Iconographie, photographie et histoire des animaux domestiques et de leur terroir
Génération désenchantée de n’être pas parvenue à transmettre le savoir-faire de nos parents à nos enfants. Le fil d’Ariane s’est rompu avec nous.
Le fracas de la guerre a bouleversé l’organisation du travail qui soudait la famille. Les hommes étaient partis, avaient pu observer les avancées agricoles dans les régions d’exil ou de bataille. Les femmes s’étaient émancipées. Nos enfants nés à l’aube des années cinquante, ont été les premiers à apprendre le métier d’agriculteur pour ne pas rester paysan. L’évolution des techniques, la découverte de produits phytosanitaires et l’homogénéisation de ces nouveaux savoirs ont révolutionné les campagnes françaises. Fierté de parents qui ont permis à leur éternité de se sortir d’un système que plus personne ne voulait encore subir.
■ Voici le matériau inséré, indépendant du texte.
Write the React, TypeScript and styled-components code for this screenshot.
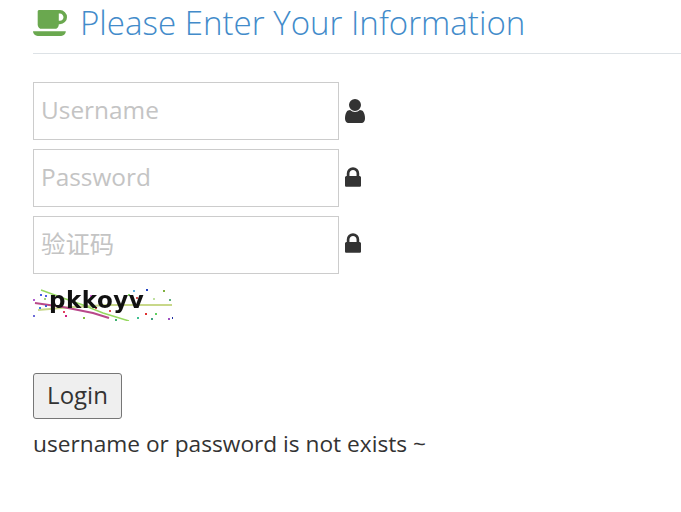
import React from 'react';
import styled, { createGlobalStyle } from 'styled-components';

const GlobalStyle = createGlobalStyle`
  html, body {
    margin: 0;
    padding: 0;
    background: #fff;
    font-family: "Open Sans", "Noto Sans CJK SC", sans-serif;
    color: #333;
  }
`;

const Page = styled.div`
  width: 681px;
  height: 512px;
  padding-left: 33px;
  box-sizing: border-box;
  overflow: hidden;
`;

const Header = styled.h1`
  display: flex;
  align-items: center;
  gap: 13px;
  height: 53px;
  margin: 0 0 28px;
  border-bottom: 1px solid #dde2e6;
  font-size: 33.1px;
  font-weight: 300;
  line-height: 45px;
  color: #428bca;
  span {
    margin-top: -9px;
  }
`;

const CupIcon = styled.svg`
  flex: none;
  width: 34px;
  height: 26px;
  margin-top: -8px;
  fill: #6aa84f;
`;

const Form = styled.form`
  display: flex;
  flex-direction: column;
  gap: 9px;
  align-items: flex-start;
`;

const Row = styled.div`
  display: flex;
  align-items: flex-start;
  gap: 6px;
`;

const Input = styled.input`
  width: 306px;
  height: 58px;
  box-sizing: border-box;
  padding: 0 7px 4px;
  border: 1px solid #ccc;
  font-family: "Open Sans", "Noto Sans CJK SC", sans-serif;
  font-size: 24.4px;
  outline: none;
  &::placeholder {
    color: #c4c4c4;
    opacity: 1;
  }
`;

const FieldIcon = styled.svg<{ $top: number }>`
  flex: none;
  margin-top: ${(p) => p.$top}px;
  fill: #333;
`;

const Captcha = styled.div`
  position: relative;
  width: 140px;
  height: 36px;
  margin-top: 2px;
  margin-bottom: 43px;
  svg {
    position: absolute;
    inset: 0;
  }
`;

const CaptchaText = styled.span`
  position: absolute;
  left: 16px;
  top: 0;
  font-family: "DejaVu Sans", sans-serif;
  font-size: 23px;
  line-height: 30px;
  font-weight: 700;
  letter-spacing: 0.5px;
  color: #111;
  filter: blur(0.5px);
`;

const LoginButton = styled.button`
  width: 89px;
  height: 46px;
  padding: 0 0 4px;
  border: 1px solid #767676;
  border-radius: 3px;
  background: #efefef;
  font-family: "Open Sans", sans-serif;
  font-size: 24px;
  color: #333;
`;

const Message = styled.p`
  margin: 8px 0 0;
  font-size: 22.7px;
  line-height: 34px;
  color: #333;
`;

const dots: [number, number, string][] = [
  [0, 30, '#6c6cd8'], [0, 14, '#b060d0'], [6, 22, '#4080e0'], [11, 13, '#a0d080'],
  [12, 20, '#4060d0'], [20, 17, '#5070e0'], [30, 26, '#e04060'], [32, 30, '#d02080'],
  [50, 32, '#80c040'], [57, 10, '#e070e0'], [7, 9, '#4060e0'], [12, 10, '#5060e0'],
  [100, 5, '#60b0e0'], [104, 32, '#40c090'], [113, 4, '#2040c0'], [112, 28, '#e03030'],
  [118, 33, '#40a080'], [122, 28, '#60d060'], [130, 5, '#80b040'], [136, 14, '#60b080'],
  [135, 33, '#a050c0'], [139, 32, '#2030a0'], [103, 12, '#d05050'], [107, 12, '#e05050'],
  [120, 13, '#c0e0a0'], [88, 20, '#5090e0'], [76, 25, '#e05050'], [82, 34, '#40b070'],
  [62, 22, '#c04040'], [95, 9, '#80d060']
];

export default function App() {
  return (
    <Page>
      <GlobalStyle />
      <Header>
        <CupIcon viewBox="0 256 1856 1408">
          <path d="M1664 640q0-80-56-136t-136-56h-64v384h64q80 0 136-56t56-136zm-1664 768h1792q0 106-75 181t-181 75h-1280q-106 0-181-75t-75-181zm1856-768q0 159-112.500 271.500t-271.500 112.500h-64v32q0 92-66 158t-158 66h-704q-92 0-158-66t-66-158v-736q0-26 19-45t45-19h1152q159 0 271.500 112.500t112.500 271.500z" />
        </CupIcon>
        <span>Please Enter Your Information</span>
      </Header>
      <Form onSubmit={(e) => e.preventDefault()}>
        <Row>
          <Input placeholder="Username" />
          <FieldIcon $top={17} width="20" height="24" viewBox="256 128 1280 1536">
            <path d="M1536 1399q0 109-62.500 187t-150.500 78h-854q-88 0-150.500-78t-62.500-187q0-85 8.500-160.500t31.500-152 58.500-131 94-89 134.500-34.500q131 128 313 128t313-128q76 0 134.500 34.500t94 89 58.500 131 31.500 152 8.500 160.500zm-256-887q0 159-112.500 271.500t-271.500 112.500-271.500-112.500-112.500-271.500 112.500-271.500 271.500-112.500 271.500 112.500 112.500 271.500z" />
          </FieldIcon>
        </Row>
        <Row>
          <Input placeholder="Password" />
          <FieldIcon $top={18} width="16" height="20" viewBox="320 128 1152 1408">
            <path d="M640 768h512v-192q0-106-75-181t-181-75-181 75-75 181v192zm832 96v576q0 40-28 68t-68 28h-960q-40 0-68-28t-28-68v-576q0-40 28-68t68-28h32v-192q0-184 132-316t316-132 316 132 132 316v192h32q40 0 68 28t28 68z" />
          </FieldIcon>
        </Row>
        <Row>
          <Input placeholder="验证码" />
          <FieldIcon $top={17} width="16" height="20" viewBox="320 128 1152 1408">
            <path d="M640 768h512v-192q0-106-75-181t-181-75-181 75-75 181v192zm832 96v576q0 40-28 68t-68 28h-960q-40 0-68-28t-28-68v-576q0-40 28-68t68-28h32v-192q0-184 132-316t316-132 316 132 132 316v192h32q40 0 68 28t28 68z" />
          </FieldIcon>
        </Row>
        <Captcha>
          <svg width="140" height="36" viewBox="0 0 140 36">
            <path d="M5 25 L40 22 L75 20 L139 20" stroke="#c8d88a" strokeWidth="2" fill="none" />
            <path d="M2 18 L30 22 L60 28 L76 33" stroke="#b8488a" strokeWidth="2" fill="none" />
            <path d="M8 5 L30 13 L50 20 L70 28 L96 36" stroke="#96d860" strokeWidth="1.5" fill="none" />
            {dots.map(([x, y, c], i) => (
              <rect key={i} x={x} y={y} width="2" height="2" fill={c} />
            ))}
          </svg>
          <CaptchaText>pkkoyv</CaptchaText>
        </Captcha>
        <LoginButton type="submit">Login</LoginButton>
      </Form>
      <Message>username or password is not exists ~</Message>
    </Page>
  );
}
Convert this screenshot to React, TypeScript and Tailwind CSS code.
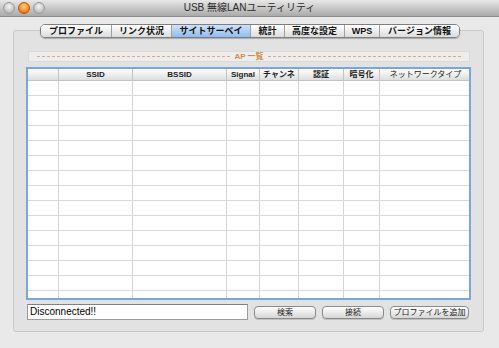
import React from 'react';

const jp = { fontFamily: '"Lucida Grande", "Liberation Sans", "Noto Sans CJK JP", sans-serif' };

const tabs = ['プロファイル', 'リンク状況', 'サイトサーベイ', '統計', '高度な設定', 'WPS', 'バージョン情報'];
const tabWidths = [70, 60, 79, 34, 60, 35, 80];

const columns = [
  { label: '', w: 31 },
  { label: 'SSID', w: 74 },
  { label: 'BSSID', w: 94 },
  { label: 'Signal', w: 33 },
  { label: 'チャンネ', w: 39 },
  { label: '認証', w: 45 },
  { label: '暗号化', w: 36 },
  { label: 'ネットワークタイプ', w: 91, light: true },
];

const TrafficLight: React.FC<{ active?: boolean }> = ({ active }) => (
  <div
    className={`shrink-0 w-[12px] h-[12px] rounded-full border ${
      active
        ? 'border-[#b8561c] bg-[radial-gradient(circle_at_50%_35%,#ffd27a,#f08a24_60%,#c95a14)]'
        : 'border-[#9a9a9a] bg-[radial-gradient(circle_at_50%_35%,#f4f4f4,#c6c6c6_60%,#a8a8a8)]'
    }`}
  />
);

const App: React.FC = () => {
  return (
    <div className="w-[499px] h-[348px] bg-[#e9e9e9] overflow-hidden flex flex-col" style={jp}>
      {/* title bar */}
      <div className="relative h-[17px] shrink-0 bg-gradient-to-b from-[#e8e8e8] to-[#aaaaaa] border-b border-[#8c8c8c] flex items-center">
        <div className="flex items-center gap-[3px] pl-[3px]">
          <TrafficLight />
          <TrafficLight active />
          <TrafficLight />
        </div>
        <div className="absolute inset-0 flex items-center justify-center text-[10px] text-[#2a2a2a] leading-none">
          USB 無線LANユーティリティ
        </div>
      </div>

      {/* tabs */}
      <div className="relative z-10 mt-[7px] flex justify-center pl-[1px]">
        <div className="flex h-[14px] border border-[#7f7f7f] rounded-[5px] overflow-hidden shadow-[0_1px_1px_rgba(0,0,0,0.25)]">
          {tabs.map((t, i) => (
            <div
              key={t}
              style={{ width: tabWidths[i] }}
              className={`flex items-center justify-center text-[9px] font-bold leading-none text-[#111] whitespace-nowrap ${
                i > 0 ? 'border-l border-[#a0a0a0]' : ''
              } ${
                i === 2
                  ? 'bg-gradient-to-b from-[#cfe2fa] to-[#8fbcee]'
                  : 'bg-gradient-to-b from-[#ffffff] to-[#dcdcdc]'
              }`}
            >
              {t}
            </div>
          ))}
        </div>
      </div>

      {/* group box */}
      <div className="-mt-[8px] ml-[13px] w-[471px] h-[302px] border border-[#c9c9c9] rounded-[3px] bg-[#e2e2e2] flex flex-col">
        {/* separator */}
        <div className="mt-[20px] ml-[14px] w-[442px] h-[11px] bg-[#ededed] border border-[#dadada] flex items-center px-[8px] gap-[4px]">
          <div className="flex-1 border-t border-dashed border-[#e0a878]" />
          <span className="text-[8px] font-bold text-[#d08c4c] leading-none">AP 一覧</span>
          <div className="flex-1 border-t border-dashed border-[#e0a878]" />
        </div>

        {/* table */}
        <div className="mt-[5px] ml-[12px] w-[445px] h-[233px] border-2 border-[#79a6dc] bg-white overflow-hidden">
          <div className="flex h-[12px] bg-gradient-to-b from-[#ffffff] to-[#dedede] border-b border-[#c4c4c4]">
            {columns.map((c, i) => (
              <div
                key={i}
                style={{ width: c.w }}
                className={`shrink-0 flex items-center justify-center text-[8px] leading-none text-[#222] whitespace-nowrap overflow-hidden ${
                  c.light ? 'font-normal' : 'font-bold'
                } ${i < columns.length - 1 ? 'border-r border-[#c4c4c4]' : ''}`}
              >
                {c.label}
              </div>
            ))}
          </div>
          {Array.from({ length: 15 }).map((_, r) => (
            <div key={r} className="flex h-[15px] border-b border-[#d9d9d9]">
              {columns.map((c, i) => (
                <div
                  key={i}
                  style={{ width: c.w }}
                  className={`shrink-0 ${i < columns.length - 1 ? 'border-r border-[#d4d4d4]' : ''}`}
                />
              ))}
            </div>
          ))}
        </div>

        {/* bottom row */}
        <div className="mt-[4px] ml-[13px] flex items-end">
          <div className="w-[221px] h-[16px] bg-white border border-[#9c9c9c] border-t-[#808080] flex items-center pl-[2px]">
            <span className="text-[10px] text-black leading-none" style={{ fontFamily: '"Liberation Sans", sans-serif' }}>
              Disconnected!!
            </span>
          </div>
          <div className="flex gap-[6px] ml-[6px] mb-[1px]">
            {[
              { t: '検索', w: 62 },
              { t: '接続', w: 62 },
              { t: 'プロファイルを追加', w: 79 },
            ].map((b) => (
              <div
                key={b.t}
                style={{ width: b.w }}
                className="h-[13px] rounded-[4px] border border-[#8a8a8a] bg-gradient-to-b from-[#ffffff] to-[#d6d6d6] shadow-[0_1px_0_rgba(0,0,0,0.15)] flex items-center justify-center text-[8px] leading-none text-[#222] whitespace-nowrap"
              >
                {b.t}
              </div>
            ))}
          </div>
        </div>
      </div>
    </div>
  );
};

export default App;
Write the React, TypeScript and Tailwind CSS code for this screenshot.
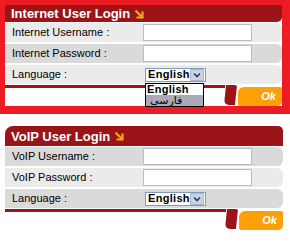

A cette époque, les races locales n’étaient pas considérées comme un patrimoine vivant essentiel à la biodiversité, elles étaient une entrave au progrès, une atteinte à la liberté de bénéficier comme tout à chacun de la modernité. Les paysans ne voulaient plus ressembler à l’image renvoyée par les citadins qui venaient et jugeaient l’immense abîme qui séparait ces deux mondes. Des animaux que nos pères avaient élevés, dressés, reproduits grâce à la transmission ancestrale, il ne resta bientôt plus rien que quelques spécimens dans des fermes isolées et « rétrogrades ». Pour que nos fils veuillent bien prendre la suite de la ferme, il a fallu qu’elle devienne une exploitation. Il a fallu acheter un plus puissant tracteur. Agrandir les surfaces en récupérant les terres de ceux qui partaient à la retraite sans successeur. Emprunter pour y parvenir mais encadré par les rassurantes banques et institutions. C’était l’effort à faire pour le progrès, pour que nos fils trouvent des épouses qui veuillent bien vivre à la campagne, pour être enfin « comme tout le monde ».
Désenchantés mais pas abusés. Il nous fallait ce mieux-être qui nous était proposé, il fallait aussi augmenter les productions pour nourrir les nouveaux urbains en appartenant à ce plan marchand global.
Ni regret ni remord de la vie qui s’est construite en s’oubliant. Plus personne ne voulait ressembler avec fierté à son père, qui ne savait d’ailleurs pas comment mener une exploitation agricole moderne.
Pendant vingt-cinq ans, une génération d’agriculteurs a travaillé la terre et élevé des bêtes en tentant d’allier ce qu’elle avait appris de l’agriculture moderne et les spécificités relatives à chaque région. Parfois en malmenant l’espace qui lui avait été seulement « prêté ».
Dans les années quatre-vingt, quand les premières tentatives de sauvegarde de ces animaux qui peuplaient autrefois les fermes ont commencé, ça a été difficile d’être pris au sérieux. La mémoire collective avait finit par intégrer que ces races rustiques n’étaient pas rentables, chacun avait oublier la robustesse et l’adaptabilité des animaux à leur terroir d’origine.
Il aura fallu du courage et de l’abnégation, des amis et des réseaux pour convaincre et se convaincre de la nécessité d’une telle aventure.